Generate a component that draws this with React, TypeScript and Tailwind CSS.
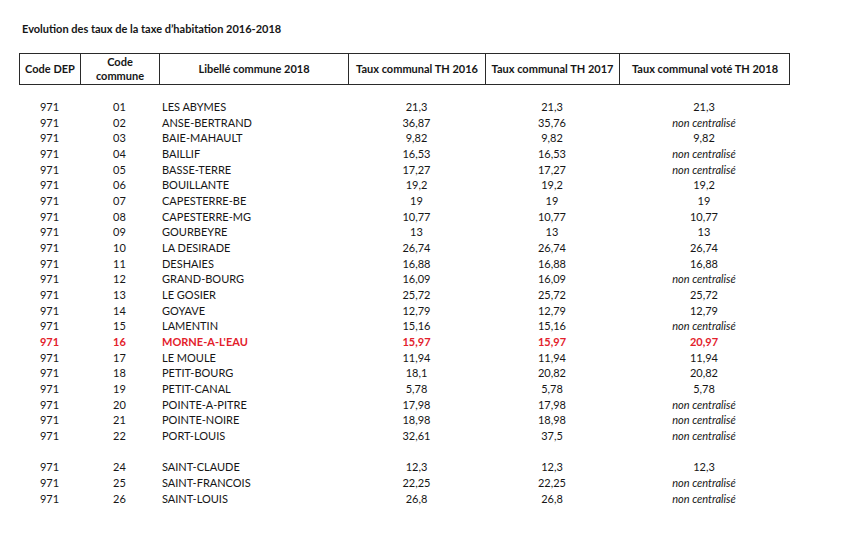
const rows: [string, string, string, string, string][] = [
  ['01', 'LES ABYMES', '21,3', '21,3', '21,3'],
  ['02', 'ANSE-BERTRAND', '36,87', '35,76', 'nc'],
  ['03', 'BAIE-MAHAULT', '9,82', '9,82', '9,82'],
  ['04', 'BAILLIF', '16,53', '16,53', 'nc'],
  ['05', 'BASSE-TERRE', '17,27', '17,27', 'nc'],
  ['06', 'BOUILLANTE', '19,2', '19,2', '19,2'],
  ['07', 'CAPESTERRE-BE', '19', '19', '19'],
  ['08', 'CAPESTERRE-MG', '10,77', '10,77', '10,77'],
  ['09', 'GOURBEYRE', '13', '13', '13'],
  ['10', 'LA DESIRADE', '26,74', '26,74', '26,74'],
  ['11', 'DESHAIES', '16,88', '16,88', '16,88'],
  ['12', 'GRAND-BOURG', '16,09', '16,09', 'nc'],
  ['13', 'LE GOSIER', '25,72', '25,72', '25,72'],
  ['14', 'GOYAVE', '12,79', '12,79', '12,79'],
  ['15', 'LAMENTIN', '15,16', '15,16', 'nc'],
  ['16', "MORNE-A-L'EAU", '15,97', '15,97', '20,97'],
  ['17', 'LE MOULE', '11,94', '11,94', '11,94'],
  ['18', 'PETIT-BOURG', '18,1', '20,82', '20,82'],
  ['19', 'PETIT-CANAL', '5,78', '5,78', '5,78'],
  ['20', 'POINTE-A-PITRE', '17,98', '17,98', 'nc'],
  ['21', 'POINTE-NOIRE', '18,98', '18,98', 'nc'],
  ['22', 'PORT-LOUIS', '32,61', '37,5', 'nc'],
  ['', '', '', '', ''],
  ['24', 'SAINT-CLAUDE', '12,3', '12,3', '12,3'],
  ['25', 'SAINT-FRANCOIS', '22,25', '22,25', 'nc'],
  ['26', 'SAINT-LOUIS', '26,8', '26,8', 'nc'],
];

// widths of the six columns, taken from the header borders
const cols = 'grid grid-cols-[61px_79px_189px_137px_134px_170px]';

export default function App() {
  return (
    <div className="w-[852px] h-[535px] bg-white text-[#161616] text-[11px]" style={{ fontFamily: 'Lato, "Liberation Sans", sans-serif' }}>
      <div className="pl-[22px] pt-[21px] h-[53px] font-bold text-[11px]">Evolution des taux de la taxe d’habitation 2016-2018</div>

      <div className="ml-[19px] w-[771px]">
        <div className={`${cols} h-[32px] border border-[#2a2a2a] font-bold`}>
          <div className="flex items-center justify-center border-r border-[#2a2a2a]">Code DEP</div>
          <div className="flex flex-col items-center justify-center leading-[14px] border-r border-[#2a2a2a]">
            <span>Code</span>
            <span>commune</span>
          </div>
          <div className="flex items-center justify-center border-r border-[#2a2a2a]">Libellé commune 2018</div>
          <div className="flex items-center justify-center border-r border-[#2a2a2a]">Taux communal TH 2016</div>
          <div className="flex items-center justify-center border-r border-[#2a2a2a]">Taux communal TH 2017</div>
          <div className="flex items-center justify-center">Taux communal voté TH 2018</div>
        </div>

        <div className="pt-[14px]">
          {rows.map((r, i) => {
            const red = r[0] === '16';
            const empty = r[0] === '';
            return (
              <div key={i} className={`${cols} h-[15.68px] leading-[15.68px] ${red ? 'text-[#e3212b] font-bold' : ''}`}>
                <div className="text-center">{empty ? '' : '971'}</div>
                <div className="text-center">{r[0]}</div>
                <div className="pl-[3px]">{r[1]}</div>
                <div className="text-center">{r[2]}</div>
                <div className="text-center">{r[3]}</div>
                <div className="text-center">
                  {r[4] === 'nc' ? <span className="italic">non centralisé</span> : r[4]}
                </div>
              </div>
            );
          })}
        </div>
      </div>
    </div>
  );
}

▶ [EXERCISE INSTRUCTIONS] Keep the pictures out of the copy and write out the data exactly as it stands.

▶ [IN RESPONSE]
Generate a component that draws this with React, TypeScript and Tailwind CSS.
const rows: [string, string, string, string, string][] = [
  ['01', 'LES ABYMES', '21,3', '21,3', '21,3'],
  ['02', 'ANSE-BERTRAND', '36,87', '35,76', 'nc'],
  ['03', 'BAIE-MAHAULT', '9,82', '9,82', '9,82'],
  ['04', 'BAILLIF', '16,53', '16,53', 'nc'],
  ['05', 'BASSE-TERRE', '17,27', '17,27', 'nc'],
  ['06', 'BOUILLANTE', '19,2', '19,2', '19,2'],
  ['07', 'CAPESTERRE-BE', '19', '19', '19'],
  ['08', 'CAPESTERRE-MG', '10,77', '10,77', '10,77'],
  ['09', 'GOURBEYRE', '13', '13', '13'],
  ['10', 'LA DESIRADE', '26,74', '26,74', '26,74'],
  ['11', 'DESHAIES', '16,88', '16,88', '16,88'],
  ['12', 'GRAND-BOURG', '16,09', '16,09', 'nc'],
  ['13', 'LE GOSIER', '25,72', '25,72', '25,72'],
  ['14', 'GOYAVE', '12,79', '12,79', '12,79'],
  ['15', 'LAMENTIN', '15,16', '15,16', 'nc'],
  ['16', "MORNE-A-L'EAU", '15,97', '15,97', '20,97'],
  ['17', 'LE MOULE', '11,94', '11,94', '11,94'],
  ['18', 'PETIT-BOURG', '18,1', '20,82', '20,82'],
  ['19', 'PETIT-CANAL', '5,78', '5,78', '5,78'],
  ['20', 'POINTE-A-PITRE', '17,98', '17,98', 'nc'],
  ['21', 'POINTE-NOIRE', '18,98', '18,98', 'nc'],
  ['22', 'PORT-LOUIS', '32,61', '37,5', 'nc'],
  ['', '', '', '', ''],
  ['24', 'SAINT-CLAUDE', '12,3', '12,3', '12,3'],
  ['25', 'SAINT-FRANCOIS', '22,25', '22,25', 'nc'],
  ['26', 'SAINT-LOUIS', '26,8', '26,8', 'nc'],
];

// widths of the six columns, taken from the header borders
const cols = 'grid grid-cols-[61px_79px_189px_137px_134px_170px]';

export default function App() {
  return (
    <div className="w-[852px] h-[535px] bg-white text-[#161616] text-[11px]" style={{ fontFamily: 'Lato, "Liberation Sans", sans-serif' }}>
      <div className="pl-[22px] pt-[21px] h-[53px] font-bold text-[11px]">Evolution des taux de la taxe d’habitation 2016-2018</div>

      <div className="ml-[19px] w-[771px]">
        <div className={`${cols} h-[32px] border border-[#2a2a2a] font-bold`}>
          <div className="flex items-center justify-center border-r border-[#2a2a2a]">Code DEP</div>
          <div className="flex flex-col items-center justify-center leading-[14px] border-r border-[#2a2a2a]">
            <span>Code</span>
            <span>commune</span>
          </div>
          <div className="flex items-center justify-center border-r border-[#2a2a2a]">Libellé commune 2018</div>
          <div className="flex items-center justify-center border-r border-[#2a2a2a]">Taux communal TH 2016</div>
          <div className="flex items-center justify-center border-r border-[#2a2a2a]">Taux communal TH 2017</div>
          <div className="flex items-center justify-center">Taux communal voté TH 2018</div>
        </div>

        <div className="pt-[14px]">
          {rows.map((r, i) => {
            const red = r[0] === '16';
            const empty = r[0] === '';
            return (
              <div key={i} className={`${cols} h-[15.68px] leading-[15.68px] ${red ? 'text-[#e3212b] font-bold' : ''}`}>
                <div className="text-center">{empty ? '' : '971'}</div>
                <div className="text-center">{r[0]}</div>
                <div className="pl-[3px]">{r[1]}</div>
                <div className="text-center">{r[2]}</div>
                <div className="text-center">{r[3]}</div>
                <div className="text-center">
                  {r[4] === 'nc' ? <span className="italic">non centralisé</span> : r[4]}
                </div>
              </div>
            );
          })}
        </div>
      </div>
    </div>
  );
}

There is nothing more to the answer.